Community Support & Education
Through outreach, guides, and competitions like the Composting Championship, Panda helps households and communities build sustainable habits that make an impact.
What is the Panda Composting Championship?
The Panda Composting Championship is Ireland’s biggest, boldest composting competition. Whether you’re a composting pro or just starting out, this competition is for everyone.
How it Works:
- Sign up on Panda.ie
- Nominate yourself or someone you know who’s rocking the composting game
- Follow along for composting tips, ideas, and stories from across Ireland
- Win FREE bin collections for a year and get featured as a Composting Champion in your community!
Everyday Actions Add Up
You don’t need a compost heap or a huge garden to make an impact. Simply using your brown bin correctly, reducing food waste, and staying informed are meaningful steps.
Here are a few quick composting tips:
- Use compostable bin liners to keep things clean and easy
- Store your brown bin in a shady spot and clean it regularly
- Sprinkle a bit of baking soda in your caddy to prevent odours
Why Small Waste Choices Matter
Your banana peel matters. Your coffee grounds matter. Every small decision to sort waste correctly, use your compost bin at home, or recycle properly adds up to big climate gains.

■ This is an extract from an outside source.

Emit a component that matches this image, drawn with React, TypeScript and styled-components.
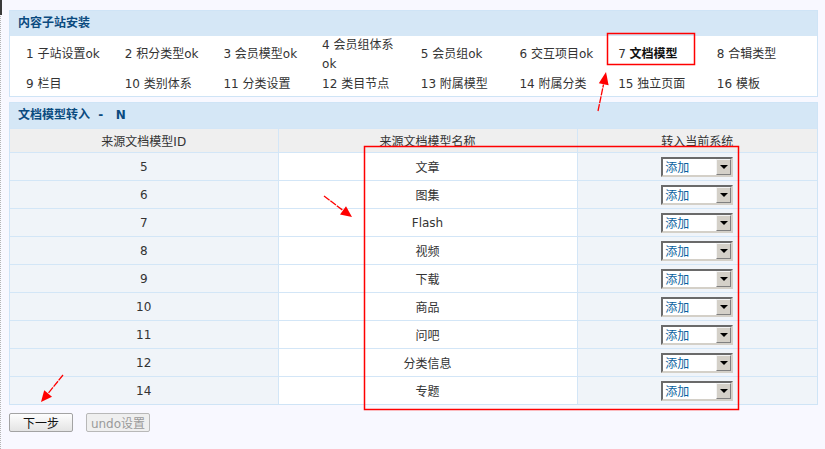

Here’s why your everyday actions are critical:
1. Reducing Landfill Waste
Landfills aren’t just trash last stop — they’re a significant source of greenhouse gas emissions. Diverting organic waste through composting drastically reduces them.
2. Saving Energy Through Recycling
Recycling uses far less energy than producing new materials. For example, recycling aluminium saves up to 95% of the energy needed to make new aluminium. The same principle applies to paper, plastics, and metals.
3. Creating a Circular Economy
The future isn’t “use it and lose it.” It’s use, reuse, repair, and recycle. Composting is a key part of this shift, helping turn “waste” into a valuable product that feeds the soil rather than the atmosphere.
Be Part of the Movement
From urban to rural gardens, composting is catching on, and people across Ireland are getting involved. With the right support, tools, and a bit of friendly competition, anyone can turn waste into something worthwhile. Ireland’s road to net-zero isn’t paved with giant, abstract solutions. It’s built on thousands of small, local victories like turning a carrot top into compost or teaching your kids to sort waste properly.
Panda.ie is here to help make those victories happen. Through innovation, infrastructure, and inspiration, we’re transforming waste into hope, one bin at a time.